The Movie Club

The Homely Husband

Dear David, Roger, and Sarah,

I just need to say one thing right off the bat, on behalf of hard-working husbands everywhere. Why is it that no woman can stand to be married to John C. Reilly? Or, rather, why has this fine and funny (and reasonably handsome) actor been systematically typecast as a spouse so unbearable that his wife would apparently prefer suicide (Julianne Moore in The Hours), death row (Renee Zellweger in Chicago) or sleeping with both a teenage sociopath and a redneck halfwit (Jennifer Aniston in The Good Girl) to enduring the matrimonial hell of waking up next to John C. every morning, even though the character played by John C. is, in each of these movies, a decent, if flawed and a little dim, guy with a steady job and a deep devotion to his missus? John C., fire your agent. You are a sex machine.

Seriously, though, I thought Reilly singing “Mr. Cellophane” was the most touching moment in Chicago—actually the only moment of pathos in that wild and enjoyable, cold and brittle spectacle. But it is worth noting—and perhaps worth discussing further—that female marital/sexual dissatisfaction was a theme in quite a few interesting movies released last year: the three John C. movies mentioned, and also Far From Heaven, Secretary, Lovely & Amazing, Unfaithful, and (tangentially at least) Y Tu Mamá También. At the moment, it seems, female sexuality may operate under less of a taboo than male sexuality: The idea of marriage as an existential and erotic prison for men, a staple of theatre and film in the ‘50s and ‘60s, is now decidedly unfashionable. What is in for men these days—in a big way—is grief and/or early- mid- and late-life identity crises. See, for example, About Schmidt, I’m Going Home, Igby Goes Down, Catch Me If You Can, Time Out, Signs, Road to Perdition, Minority Report, Moonlight Mile, Love Liza, Y Tu Mamá También again, and so on. The protagonists of some of these pictures do, unlike poor John C. Reilly, get laid now and again, but with the gratifying and self-gratifying exception of the last one mentioned, sexuality is not central to their predicaments or their quests.

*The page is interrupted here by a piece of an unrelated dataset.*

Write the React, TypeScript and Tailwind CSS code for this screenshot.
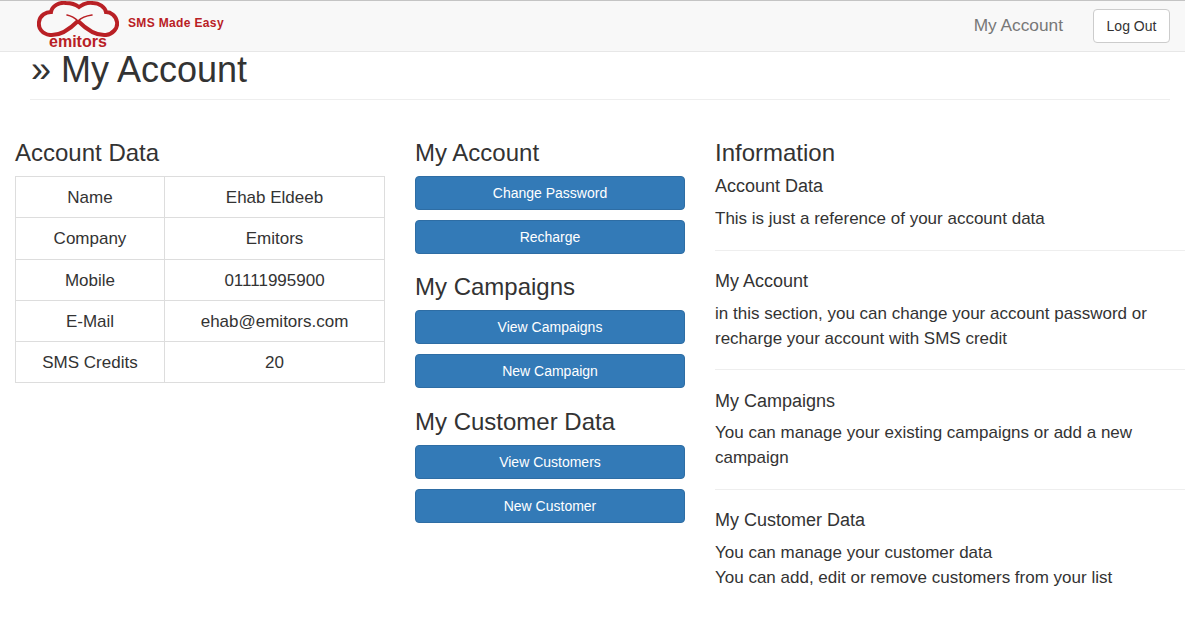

So, there is one matter for possible further discussion. In any case I find I’m still reeling in amazement at how many good movies I saw this year and how much there is left to say about all of them. For ease of comparison, I’ll list my top-10 movies (readers who want a prosier version can click here):

1. Talk to Her
2. The Fast Runner
3. Adaptation
4. Far From Heaven
5. The Pianist
6. Spirited Away
7. Storytelling
8. Gangs of New York
9. Lovely & Amazing
10. Punch-Drunk Love

Interesting, as ever, to note the overlaps and divergences. I would say that Y Tu Mamá  was for me what Talk to Her was for Roger: a movie I liked perfectly well but didn’t feel as passionately about as I did about the above. Also, I knew it would be on dozens of year-end lists and didn’t really need my help. The same went for About Schmidt, though by the end of the year I’d begun to have some reservations about it. When I first saw it last spring I was blown away by Nicholson’s performance and by its willingness to meander. When I saw it again at the New York Film Festival I was more conscious of its length and of what I take to be a forgivable but nonetheless damaging indecisiveness of tone. It’s interesting to watch critics argue about whether Payne is smugly mocking his characters or is compassionate and forgiving toward them: I think he’s not sure how he feels, and rather than succeed in making his ambivalence itself the narrative perspective, he waffles. (The opposite happened with The Pianist, whose subtlety, humor, and absolute mastery of what David aptly calls “classical” filmmaking technique were revealed to me only on a second viewing.)
 
Making up my list, I felt a little like Charlie Kaufman gabbling into his tape recorder, and I finally had to admit to myself that there was no way to get it right. In a parallel universe, there are seven or eight different lists, and invisibly at the bottom of this one there is a 12-way tie for 11th place. If I had been able to include festival movies not yet released here both The Son, the Dardenne brothers’ rigorous anatomy of paternal grief, and The Man Without a Past, Aki Kaurismäki’s soulful, populist male existential-crisis tale would have made the roster, pretty high up. (And what would have been dumped? I don’t know. Leave me alone.) They were both at the Cannes and New York festivals, and will, happily, be released in the United States in the next few months, so we can talk about them a year from now.

Roger, I’m glad you made room for 13 Conversations …, a movie I was very fond of that not many people seemed to like. (It’s at No. 5 on my list of the 12 11th-best movies of 2002.) And thanks for reminding me of the delightful The Triumph of Love, David, and of the quiet and moving I’m Going Home, Sarah, a hold-over from last year’s festival circuit. For my part, I’d also like to rescue from the onrush of oblivion What Time Is It There? and Last Orders, which just happen to be movies about … men grieving for the dead and suffering from identity crises. One takes place in Taipei, the other in London. Small world.